The science behind creating next-generation synthetic voices is an elusive world comprised of highly-trained speech linguists, voice-over actors reciting text in booths, and fancy technology paired with trade secrets that are, quite frankly, so secret and complex that they fall outside my immediate scope of knowledge. But what I do know is that these voices – whether synthetic or real – lead everyday people like you and I to form emotional attachments to them, eliciting varying physiological reactions.

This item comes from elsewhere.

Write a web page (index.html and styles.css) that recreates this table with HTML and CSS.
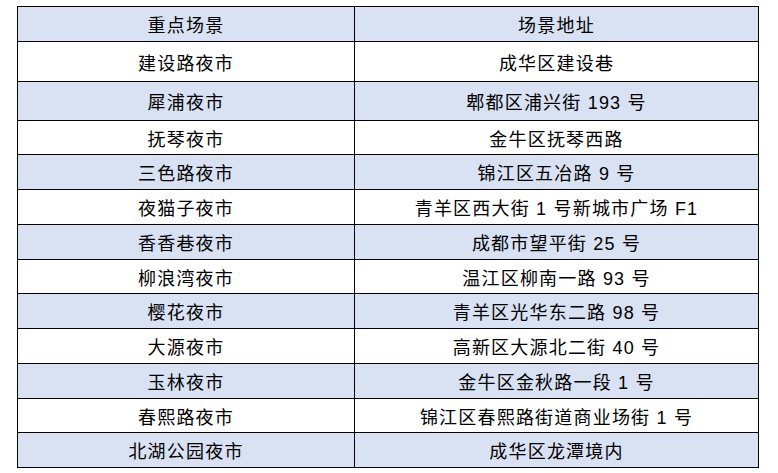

Take the sultry, smooth timbre of Scarlett Johansson’s voice as Samantha, an intelligent operating system in the movie Her. Sure, you never actually saw the actress in the film, but, nonetheless, you instinctively knew her voice and she was able to make you believe that she was somehow ‘present.’ The iconic voice of Morgan Freeman has been paired with documentaries, making the issues unfolding on-screen appear that much more striking and significant. When he speaks, he doesn’t ask for our attention; he commands it. And hey, that’s probably why he’s made it to the semi-final round of our Greatest Voice tournament.
Yet, while we know of the profound impact that voices have on us and the many roles that they serve, there is still controversy over the science of machine language being used to generate synthetic voices that power the rapidly-evolving landscape of conversational personal assistants. Well – there is at least from one party: the voice-over actors. When companies will one day be able to design a voice of their choosing to reflect their specific brand’s characteristics, or even when Joe Schmo wants to create a voice for his robot girlfriend (no judgments), what role will voice actors play? For now at least, a pretty big one.
“Today’s talking phones and cars are almost human sounding. That’s because they are human. Or at least, they once were.” – The Verge
Besides being cast in roles in which they provide their voices for animated family movies, radio broadcast product endorsements or movie trailers showcasing the next blockbuster hit, voice actors are really the foundation upon which we build these futuristic voices. It’s one thing to simulate a voice, but to make it believable – to make it represent a humanlike entity that you want to converse with in the car and over tea – is another entirely. It involves countless hours of voice actors reading scripts comprised of a nonsensical strings of words and phrases, strategically crafted to reflect the peak of phonetically rich language. Then once these words and phrases are catalogued, a team of linguists are able to attach meaning to various data sets and eventually use a text-to-speech engine to generate speech that sounds scarily close to that of a voice actor, because, well, it was technically a voice actor’s expressivity that helped shape it. It’s a long and arduous yet wildly-rewarding process.
I have no doubt that the voices of Walt Disney as Mickey Mouse, Seth MacFarlane as Peter Griffin, and James Earl Jones as Darth Vader will live on in infamy; I wouldn’t even begin to make the case against it. But for now, we’re focused on something we find much more exciting: creating the voice that you hear coming out of your smartphone, PC, fridge, or any other connected device. And with the help of both voice actors and refined linguistic technology we are able to realize the once-seemingly impossible feat of giving computers a voice.